Приключения теоретика | страница 5



Я не видал Октября3 , я не видал взрыва, если был взрыв.

Я попал прямо в дыру (с. 142).

В гражданской войне наступают друг на друга две пустоты.

Нет белых и красных армий.

Это - не шутка. Я видел войну (с. 188).

Много ходил я по свету и видел разные войны, и все у меня впечатление, что был я в дырке от бублика.

И страшного никогда ничего не видел. Жизнь не густа.

А война состоит из большого взаимного неуменья (с. 205).

Известно, что Гражданская война велась при отсутствии сплошного фронта, но на германской войне фронт был, а Шкловский рисует ее точно так же, то есть дело тут в принципиальном эстетическом выборе. Он ученик Толстого или Стендаля с его знаменитым описанием битвы при Ватерлоо. Для него война - не живописное полотно, густо заполненное войсками, их диспозицией и амуницией (так в батальных панорамах на первом плане размещали бутафорское военное снаряжение, обломки и т.д.), а какая-то рваная поверхность, где никакое силовое действие не оказывает эффекта - занесенная рука, словно во сне, проваливается в пустоту.

Отсюда - странный, двойственный статус героя-рассказчика на такой рваной войне4 . С одной стороны, он умеет "жить в промежутках"5 , в "дырках от бублика" и в силу этого неуловим, не дает себя ухватить: "Я тут был как иголка без нитки, бесследно проходящая сквозь ткань" (с. 221). В него стреляют враги, за ним охотятся сыщики, но все напрасно, он от всех уходит; даже вызванный в ЧК, он спасается характерно литературным способом заговаривает всем зубы красочными историями, почти как восточная сказительница Шехерезада:

Следователь предложил мне дать показание о себе.

Я рассказал ему о Персии. Он слушал, слушал конвойный и даже другой арестованный, приведенный для допроса.

Меня отпустили. Я профессиональный рассказчик (с. 148).

Не берут его и нищета, разруха, голод - он легкий человек, умеет идеально адаптироваться к обстоятельствам:

Я, если бы попал на необитаемый остров, стал бы не Робинзоном, а обезьяной, так говорила моя жена про меня; я не слыхал никогда более верного определения. Мне не было очень тяжело.

Я умею течь, изменяясь, даже становиться льдом и паром, умею внашиваться во всякую обувь. Шел со всеми (с. 174).
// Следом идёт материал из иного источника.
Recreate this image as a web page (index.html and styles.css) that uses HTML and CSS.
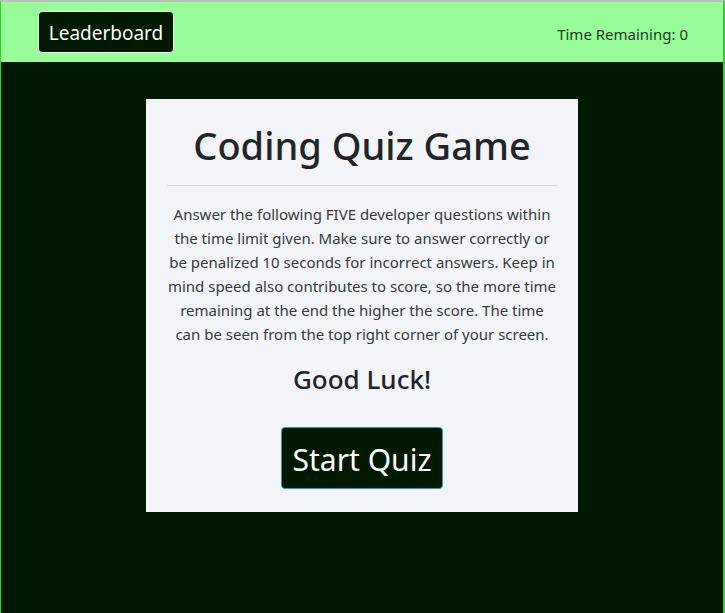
FILE: index.html
```html
<!DOCTYPE html>
<html lang="en">
<head>
<meta charset="utf-8">
<title>Coding Quiz Game</title>
<link rel="stylesheet" href="styles.css">
</head>
<body>
<div class="page">
  <header class="navbar">
    <button class="btn-leader">Leaderboard</button>
    <span class="timer">Time Remaining: 0</span>
  </header>
  <main class="main">
    <section class="card">
      <h1 class="title">Coding Quiz Game</h1>
      <hr class="divider">
      <p class="intro">Answer the following FIVE developer questions within the time limit given. Make sure to answer correctly or be penalized 10 seconds for incorrect answers. Keep in mind speed also contributes to score, so the more time remaining at the end the higher the score. The time can be seen from the top right corner of your screen.</p>
      <h3 class="luck">Good Luck!</h3>
      <button class="btn-start">Start Quiz</button>
    </section>
  </main>
</div>
</body>
</html>
```
FILE: styles.css
```css
* { box-sizing: border-box; }
html, body { margin: 0; padding: 0; height: 100%; }
body {
  font-family: "Noto Sans", "Open Sans", sans-serif;
  background: #001900;
  color: #212529;
}
.page {
  min-height: 613px;
  border-top: 2px solid #b9c2b9;
  border-left: 1px solid #2fd22f;
  border-right: 2px solid #2fd22f;
  background: #001900;
  display: flex;
  flex-direction: column;
}
.navbar {
  height: 60px;
  background: #98fd98;
  display: flex;
  align-items: center;
  justify-content: space-between;
  padding: 0 35px 0 37px;
}
.btn-leader {
  font-family: inherit;
  font-size: 19px;
  color: #ffffff;
  background: #001900;
  border: 1px solid #e8ffe8;
  border-radius: 4px;
  height: 42px;
  width: 136px;
  padding: 2px 0 0;
}
.timer {
  font-size: 15px;
  color: #1f3a1f;
  margin-top: 4px;
}
.main {
  flex: 1;
  display: flex;
  justify-content: center;
  align-items: flex-start;
  padding-top: 37px;
}
.card {
  width: 432px;
  background: #f2f4f8;
  padding: 24px 21px 23px;
  text-align: center;
}
.title {
  margin: 0 0 16px;
  font-size: 38px;
  font-weight: 500;
  line-height: 1.2;
}
.divider {
  margin: 0 0 16px;
  border: 0;
  border-top: 1px solid #d8dadd;
}
.intro {
  margin: 0 0 16px;
  font-size: 15px;
  line-height: 24px;
  color: #343a40;
}
.luck {
  margin: 0 0 31px;
  font-size: 26px;
  font-weight: 500;
  line-height: 34px;
}
.btn-start {
  font-family: inherit;
  font-size: 30px;
  color: #ffffff;
  background: #001900;
  border: 1px solid #2f8fd6;
  border-radius: 4px;
  height: 62px;
  padding: 4px 11px 0;
}
```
С другой стороны, неуловимость покупается ценой полной безрезультатности, неспособности что-либо изменить в окружающем мире:

Конечно, мне не жаль, что я целовал, и ел, и видал солнце; жаль, что подходил и хотел что-то направить, а все шло по рельсам. Мне жаль, что я дрался в Галиции, что я возился с броневиками в Петербурге, что я дрался на Днепре. Я не изменил ничего. И вот, сидя у окна и смотря на весну, которая проходит мимо меня, не спрашивая про то, какую завтра устроить ей погоду, которая не нуждается в моем разрешении, потому, быть может, что я не здешний, я думаю, что так же должен был бы я пропустить мимо себя и революцию (с. 142).